▶ _REQUIREMENTS_
Write the records below out in full, character for character, with no pictures.

▶ _INPUT RECORDS_
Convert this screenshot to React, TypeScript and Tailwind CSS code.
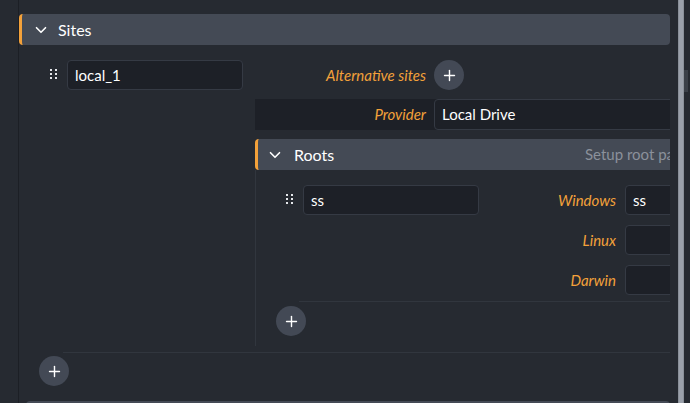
import { ChevronDown, Plus } from "lucide-react";

function Grip() {
  return (
    <svg width="8" height="12" viewBox="0 0 8 12" className="shrink-0">
      {[1, 5, 9].map((y) =>
        [1, 6].map((x) => (
          <rect key={`${x}-${y}`} x={x - 1} y={y - 1} width="2" height="2" fill="#e5e7eb" />
        ))
      )}
    </svg>
  );
}

function AddButton() {
  return (
    <button className="flex h-[30px] w-[30px] shrink-0 items-center justify-center rounded-full bg-[#434955] text-white">
      <Plus size={17} strokeWidth={2} />
    </button>
  );
}

function Field({ value, width }: { value?: string; width: string }) {
  return (
    <div
      className={`flex h-[30px] shrink-0 items-center rounded-[4px] border border-[#353a44] bg-[#1d2027] px-[7px] text-[15px] text-white ${width}`}
    >
      {value}
    </div>
  );
}

const label = "text-right italic text-[15px] text-[#f3a13a]";

export default function App() {
  return (
    <div className="flex h-[403px] w-[690px] overflow-hidden bg-[#262a31] font-['Lato',sans-serif] text-white">
      <div className="ml-[18px] w-[652px] shrink-0 border-l border-[#1c1f25] pt-[14px]">
        <div className="flex h-[31px] items-center gap-[8px] rounded-[4px] border-l-[3px] border-[#f3a13a] bg-[#444a55] pl-[10px] text-[16px]">
          <ChevronDown size={18} strokeWidth={2.2} />
          <span>Sites</span>
        </div>

        <div className="flex">
          <div className="w-[236px] shrink-0 pt-[15px]">
            <div className="flex items-center gap-[9px] pl-[31px]">
              <Grip />
              <Field value="local_1" width="w-[176px]" />
            </div>
          </div>

          <div className="min-w-0 flex-1 overflow-hidden pt-[15px]">
            <div className="flex items-center gap-[8px]">
              <span className={`w-[171px] shrink-0 ${label}`}>Alternative sites</span>
              <AddButton />
            </div>

            <div className="mt-[9px] flex h-[31px] items-center gap-[8px] bg-[#1d2027]">
              <span className={`w-[171px] shrink-0 ${label}`}>Provider</span>
              <div className="flex h-[31px] w-[300px] shrink-0 items-center rounded-l-[4px] border border-[#353a44] bg-[#1d2027] px-[7px] text-[15px]">
                Local Drive
              </div>
            </div>

            <div className="mt-[9px] flex h-[31px] w-[600px] items-center gap-[10px] rounded-[4px] border-l-[3px] border-[#f3a13a] bg-[#444a55] pl-[8px] text-[16px]">
              <ChevronDown size={18} strokeWidth={2.2} />
              <span className="w-[281px] shrink-0">Roots</span>
              <span className="text-[15px] text-[#8b919b]">Setup root paths</span>
            </div>

            <div className="w-[600px] border-l border-[#31363e] pb-[10px] pt-[15px]">
              <div className="flex">
                <div className="flex h-[30px] items-center gap-[9px] pl-[30px]">
                  <Grip />
                  <Field value="ss" width="w-[176px]" />
                </div>
                <div className="flex flex-col gap-[10px]">
                  {[
                    ["Windows", "ss"],
                    ["Linux", ""],
                    ["Darwin", ""],
                  ].map(([name, v]) => (
                    <div key={name} className="flex items-center gap-[9px]">
                      <span className={`w-[137px] shrink-0 ${label}`}>{name}</span>
                      <Field value={v} width="w-[150px]" />
                    </div>
                  ))}
                </div>
              </div>
              <div className="ml-[43px] mt-[6px] border-t border-[#31363e]" />
              <div className="ml-[20px] mt-[4px]">
                <AddButton />
              </div>
            </div>
          </div>
        </div>

        <div className="ml-[44px] mt-[6px] border-t border-[#31363e]" />
        <div className="ml-[20px] mt-[3px]">
          <AddButton />
        </div>
        <div className="ml-[7px] mt-[15px] h-[20px] rounded-[4px] bg-[#444a55]" />
      </div>

      <div className="ml-[8px] w-[6px] shrink-0 border-x border-[#8a9099] bg-[#9ba1ab]" />
      <div className="w-[6px] shrink-0 pt-[70px]">
        <div className="h-[22px] w-[4px] bg-[#3b4048]" />
      </div>
    </div>
  );
}
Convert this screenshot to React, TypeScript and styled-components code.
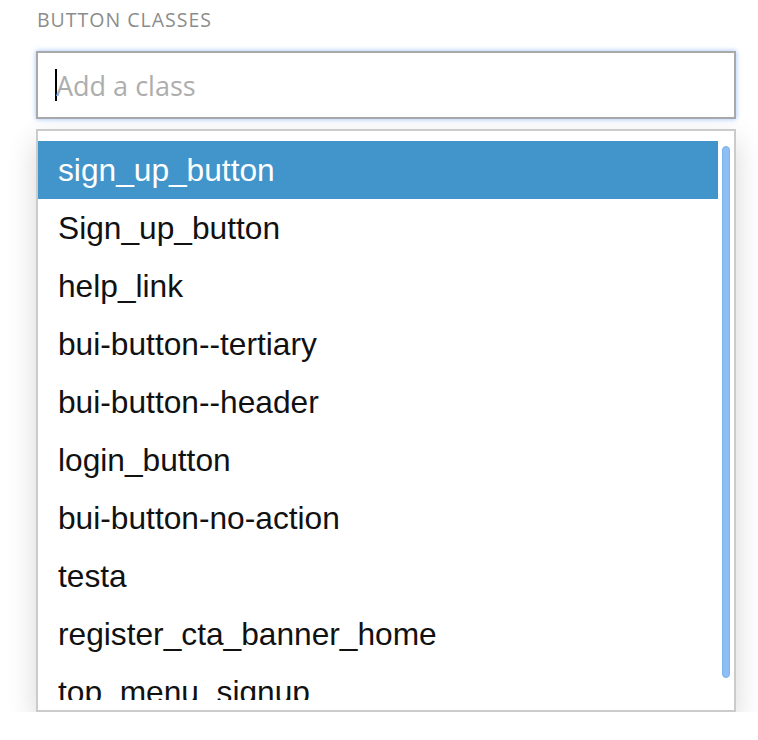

▶ _REPLY TO THE EXERCISE_
Convert this screenshot to React, TypeScript and Tailwind CSS code.
import { ChevronDown, Plus } from "lucide-react";

function Grip() {
  return (
    <svg width="8" height="12" viewBox="0 0 8 12" className="shrink-0">
      {[1, 5, 9].map((y) =>
        [1, 6].map((x) => (
          <rect key={`${x}-${y}`} x={x - 1} y={y - 1} width="2" height="2" fill="#e5e7eb" />
        ))
      )}
    </svg>
  );
}

function AddButton() {
  return (
    <button className="flex h-[30px] w-[30px] shrink-0 items-center justify-center rounded-full bg-[#434955] text-white">
      <Plus size={17} strokeWidth={2} />
    </button>
  );
}

function Field({ value, width }: { value?: string; width: string }) {
  return (
    <div
      className={`flex h-[30px] shrink-0 items-center rounded-[4px] border border-[#353a44] bg-[#1d2027] px-[7px] text-[15px] text-white ${width}`}
    >
      {value}
    </div>
  );
}

const label = "text-right italic text-[15px] text-[#f3a13a]";

export default function App() {
  return (
    <div className="flex h-[403px] w-[690px] overflow-hidden bg-[#262a31] font-['Lato',sans-serif] text-white">
      <div className="ml-[18px] w-[652px] shrink-0 border-l border-[#1c1f25] pt-[14px]">
        <div className="flex h-[31px] items-center gap-[8px] rounded-[4px] border-l-[3px] border-[#f3a13a] bg-[#444a55] pl-[10px] text-[16px]">
          <ChevronDown size={18} strokeWidth={2.2} />
          <span>Sites</span>
        </div>

        <div className="flex">
          <div className="w-[236px] shrink-0 pt-[15px]">
            <div className="flex items-center gap-[9px] pl-[31px]">
              <Grip />
              <Field value="local_1" width="w-[176px]" />
            </div>
          </div>

          <div className="min-w-0 flex-1 overflow-hidden pt-[15px]">
            <div className="flex items-center gap-[8px]">
              <span className={`w-[171px] shrink-0 ${label}`}>Alternative sites</span>
              <AddButton />
            </div>

            <div className="mt-[9px] flex h-[31px] items-center gap-[8px] bg-[#1d2027]">
              <span className={`w-[171px] shrink-0 ${label}`}>Provider</span>
              <div className="flex h-[31px] w-[300px] shrink-0 items-center rounded-l-[4px] border border-[#353a44] bg-[#1d2027] px-[7px] text-[15px]">
                Local Drive
              </div>
            </div>

            <div className="mt-[9px] flex h-[31px] w-[600px] items-center gap-[10px] rounded-[4px] border-l-[3px] border-[#f3a13a] bg-[#444a55] pl-[8px] text-[16px]">
              <ChevronDown size={18} strokeWidth={2.2} />
              <span className="w-[281px] shrink-0">Roots</span>
              <span className="text-[15px] text-[#8b919b]">Setup root paths</span>
            </div>

            <div className="w-[600px] border-l border-[#31363e] pb-[10px] pt-[15px]">
              <div className="flex">
                <div className="flex h-[30px] items-center gap-[9px] pl-[30px]">
                  <Grip />
                  <Field value="ss" width="w-[176px]" />
                </div>
                <div className="flex flex-col gap-[10px]">
                  {[
                    ["Windows", "ss"],
                    ["Linux", ""],
                    ["Darwin", ""],
                  ].map(([name, v]) => (
                    <div key={name} className="flex items-center gap-[9px]">
                      <span className={`w-[137px] shrink-0 ${label}`}>{name}</span>
                      <Field value={v} width="w-[150px]" />
                    </div>
                  ))}
                </div>
              </div>
              <div className="ml-[43px] mt-[6px] border-t border-[#31363e]" />
              <div className="ml-[20px] mt-[4px]">
                <AddButton />
              </div>
            </div>
          </div>
        </div>

        <div className="ml-[44px] mt-[6px] border-t border-[#31363e]" />
        <div className="ml-[20px] mt-[3px]">
          <AddButton />
        </div>
        <div className="ml-[7px] mt-[15px] h-[20px] rounded-[4px] bg-[#444a55]" />
      </div>

      <div className="ml-[8px] w-[6px] shrink-0 border-x border-[#8a9099] bg-[#9ba1ab]" />
      <div className="w-[6px] shrink-0 pt-[70px]">
        <div className="h-[22px] w-[4px] bg-[#3b4048]" />
      </div>
    </div>
  );
}
Convert this screenshot to React, TypeScript and styled-components code.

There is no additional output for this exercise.